Depending on effective thicknesses, preferred magnetization directions and available sample dimensions, the experiment can be carried out in transmission or reflection geometry. The sample is placed in the bore of the magnet achieving a field of 0.92 T, which is typically inverted every 30–50 s. The inversion is achieved by a rotation of the whole magnet by means of air pressure. A closed-cycle cryostat adapted to the magnet is available for low-temperature experiments. Depending on the type of study, resolution or higher count rates can be emphasized. In a series of experiments on Fe, the different components contributing to the resolution function have been studied and a program is available to calculate the resolution in order to choose the optimal set-up (McCarthy, Cooper, Honkima¨ki et al., 1997). Energy resolution and the components due to the bandwidth of the incident photon beam and the geometry can thus be set.

4. Experimental results

Experiments have been performed on the transition metals Fe, Ni and Co and on heavy compounds, such as CeRh₃B₂ and U compounds. The experiments are described in more detailed publications (see e.g. Lawson et al., 1996; Dixon et al., 1998) and we will report only on measurements on Fe and CeRh₃B₂ to demonstrate the performance of high-energy magnetic Compton scattering.

4.1. Fe measurements

Experiments on Fe have focused on the optimization of the instrument resolution and the ratio of magnetic-to-charge scattering. Measurements at different photon energies varying from 80 to 1000 keV have been used to investigate the cross section for magnetic Compton scattering. The main achievements are a momentum resolution smaller than 0.4  a.u. and an increase in the magnetic effect by a factor of ∼2. The magnetic intensities for photon energies up to 1000 keV have been compared with the Lipps–Tolhoek cross section for a free stationary electron and good agreement was found. The momentum distribution for the Fe 111 direction, measured with a resolution of 0.37 a.u., showed differences in comparison to theoretical calculations, which had not been obtained in earlier experiments with poorer resolution. In Fig. 3 magnetic Compton profiles for the Fe 111 direction at energies from 80 to 720 keV are shown. At lower photon energies the resolution decreases and the magnetic effect becomes less important. At very high photon energies the reduced flux limits the statistical accuracy and the resolution is degraded due to the geometrical resolution component. The best resolution, paired with a high magnetic effect and good statistical accuracy, are found for the energy range 200–250 keV. Results for the resolution function, the cross section and the Fe measurements have been published (McCarthy, Cooper, Lawson et al., 1997; McCarthy, Cooper, Honkima¨ki et al., 1997).
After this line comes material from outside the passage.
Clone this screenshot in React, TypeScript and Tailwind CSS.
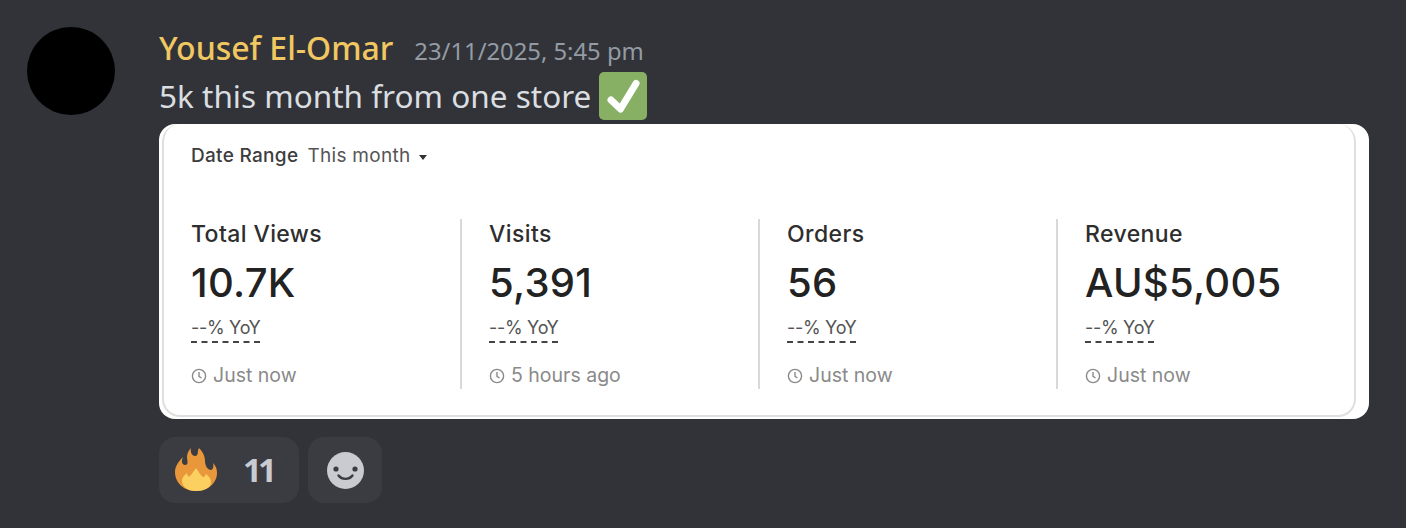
const stats = [
  { label: "Total Views", value: "10.7K", time: "Just now" },
  { label: "Visits", value: "5,391", time: "5 hours ago" },
  { label: "Orders", value: "56", time: "Just now" },
  { label: "Revenue", value: "AU$5,005", time: "Just now" },
];

const ClockIcon = () => (
  <svg width="16" height="16" viewBox="0 0 16 16" fill="none" stroke="#8a8a8a" strokeWidth="1.4" className="shrink-0">
    <circle cx="8" cy="8" r="6.6" />
    <path d="M8 4v4.300l2.500 1.700" />
  </svg>
);

const CheckEmoji = () => (
  <svg width="48" height="48" viewBox="0 0 48 48" className="shrink-0">
    <rect width="48" height="48" rx="5" fill="#88b064" />
    <path d="M12 28l9.500 9L37 11.500" fill="none" stroke="#fff" strokeWidth="7" strokeLinecap="round" strokeLinejoin="round" />
  </svg>
);

const FireEmoji = () => (
  <svg width="42" height="44" viewBox="0 0 42 44" className="shrink-0">
    <path
      d="M21 43C9 43 0 35 0 24C0 18 4 13 8 9C6 13 7 17 10 17C14 17 12 12 12 9C12 5 14 2 16 0C15 4 17 8 20 8C24 8 22 3 24 0C28 4 30 8 30 13C30 18 33 22 36 22C38 22 39 18 38 15C41 18 42 21 42 25C42 35 33 43 21 43Z"
      fill="#e8973a"
    />
    <path
      d="M21 43C13 43 7 39 7 33C7 29 10 27 12 25C12 28 14 29 15 28C17 26 18 24 21 20C24 24 25 27 28 29C30 29 30 27 31 26C34 28 36 31 36 34C36 40 29 43 21 43Z"
      fill="#fbcf60"
    />
  </svg>
);

const SmileIcon = () => (
  <svg width="37" height="37" viewBox="0 0 37 37">
    <circle cx="18.500" cy="18.500" r="18.500" fill="#c9cbd0" />
    <circle cx="9" cy="17" r="2.600" fill="#3a3c42" />
    <circle cx="28" cy="17" r="2.600" fill="#3a3c42" />
    <path d="M11.500 23.500c3.500 4.500 10.500 4.500 14 0" fill="none" stroke="#3a3c42" strokeWidth="2.400" strokeLinecap="round" />
  </svg>
);

export default function App() {
  return (
    <div className="flex h-[528px] w-[1406px] overflow-hidden bg-[#313338] pt-[27px] pl-[27px] font-['Noto_Sans',sans-serif]">
      <div className="h-[88px] w-[88px] shrink-0 rounded-full bg-black" />
      <div className="ml-[44px] w-[1210px]">
        <div className="flex h-[44px] items-baseline gap-[21px] pt-[1px]">
          <span className="text-[32px] leading-[40px] font-medium text-[#f0c761]">Yousef El-Omar</span>
          <span className="text-[23.800px] leading-[40px] text-[#949ba4]">23/11/2025, 5:45 pm</span>
        </div>
        <div className="flex h-[50px] items-center gap-[8px]">
          <span className="text-[31.500px] leading-[40px] text-[#dbdee1]">5k this month from one store</span>
          <CheckEmoji />
        </div>

        {/* embedded screenshot */}
        <div className="mt-[3px] h-[295px] rounded-[16px] bg-white pr-[13px] pb-[2px] pl-[3px] font-['Inter',sans-serif]">
          <div className="h-full rounded-[18px] border-x-2 border-b-2 border-[#dfdfdf] pt-[21px] pl-[27px]">
            <div className="flex h-[22px] items-center text-[19px] tracking-[0.3px]">
              <span className="font-medium text-[#3d3d3d]">Date Range</span>
              <span className="ml-[9px] text-[#555555]">This month</span>
              <span className="mt-[2px] ml-[8px] h-0 w-0 border-x-[4px] border-t-[5px] border-x-transparent border-t-[#333333]" />
            </div>
            <div className="mt-[52px] flex">
              {stats.map((s, i) => (
                <div
                  key={s.label}
                  className={
                    i === 3
                      ? "h-[170px] w-[258px] pt-[1px] pl-[27px]"
                      : i === 0
                        ? "h-[170px] w-[271px] border-r-2 border-[#d9d9d9] pt-[1px]"
                        : "h-[170px] w-[298px] border-r-2 border-[#d9d9d9] pt-[1px] pl-[27px]"
                  }
                >
                  <div className="h-[28px] text-[23px] leading-[28px] font-medium tracking-[0.4px] text-[#2e2e2e]">{s.label}</div>
                  <div className="mt-[12px] h-[46px] text-[40px] leading-[46px] font-medium tracking-[0.3px] text-[#222222]">{s.value}</div>
                  <div className="mt-[9px] w-[69px] border-b-2 border-dashed border-[#444444] text-[18px] leading-[26px] tracking-[-0.3px] whitespace-nowrap text-[#555555]">
                    --% YoY
                  </div>
                  <div className="mt-[20px] flex h-[26px] items-center gap-[6px] text-[19.500px] text-[#8a8a8a]">
                    <ClockIcon />
                    <span>{s.time}</span>
                  </div>
                </div>
              ))}
            </div>
          </div>
        </div>

        <div className="mt-[18px] flex gap-[9px]">
          <div className="flex h-[66px] w-[140px] items-center rounded-[16px] bg-[#3a3c42] pl-[16px]">
            <FireEmoji />
            <span className="ml-[26px] text-[33px] font-bold tracking-[-4px] text-[#c9cbd0]">11</span>
          </div>
          <div className="flex h-[66px] w-[74px] items-center justify-center rounded-[16px] bg-[#3a3c42]">
            <SmileIcon />
          </div>
        </div>
      </div>
    </div>
  );
}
Figure 3 Directional magnetic Compton profiles of Fe for incident energies from 85 to 704 keV. The resolution corresponding to each measurement is indicated. Scattering angles θ, geometrical resolution and incident flux were optimized for each incident energy.

4.2. The spin of CeRh₃B₂

CeRh₃B₂ is a ternary boride system with an unexpected anomaly for the Curie temperature, whose value of 115 K is much higher than that of other materials of the same class. Experiments with neutrons had estimated the total magnetization of the Ce(4f) and Ce(5d) electrons and had found the magnetization of the Rh(4d) state to be negligible (Alonso et al., 1998). Due to the high amount of non-magnetic electrons in this system, the magnetic effect for CeRh₃B₂ is ∼25 times smaller than for Fe. The experiment was carried out at T = 9 K and it was found that the total spin moment in CeRh₃B₂ couples antiferromagnetically with a value of −0.79 μ_B (Yaouanc et al., 1998). Fig. 4 shows the fit of atomic orbitals to the magnetic momentum distribution determining the partial moments for Ce(4f), Ce(5d) and Rh(4d). The size and the ferromagnetic coupling of Ce(4f) and Ce(5d) electrons will have an impact on theoretical models explaining the magnetism in CeRh₃B₂.

Figure 4 Magnetic Compton profile for CeRh3B2 in the 100 direction. The sample temperature was 9 K and the total spin magnetic moment is given. The solid line corresponds to a fit of partial momentum distributions obtained from atomic orbitals (Biggs et al., 1975) shown in the insert.

5. Conclusions

Magnetic Compton scattering at the ESRF is conducted at photon energies much higher than previously available. When energies from 200 to 250 keV are used we achieve a momentum resolution better than 0.4 a.u. and the intensity of the magnetic signal is doubled in comparison to earlier measurements at lower energies. Investigations of the momentum distribution of Fe, Co and Ni have been undertaken and the results have been published. The total spin moment and its partial contributions have been analysed in heavy compounds, where typically very small magnetic effects are seen. To give future access to samples with very small magnetic effects and low internal magnetization it will be necessary to employ a multi-element Ge detector in order to increase the total count rate and a cryomagnet to achieve higher external magnetic fields.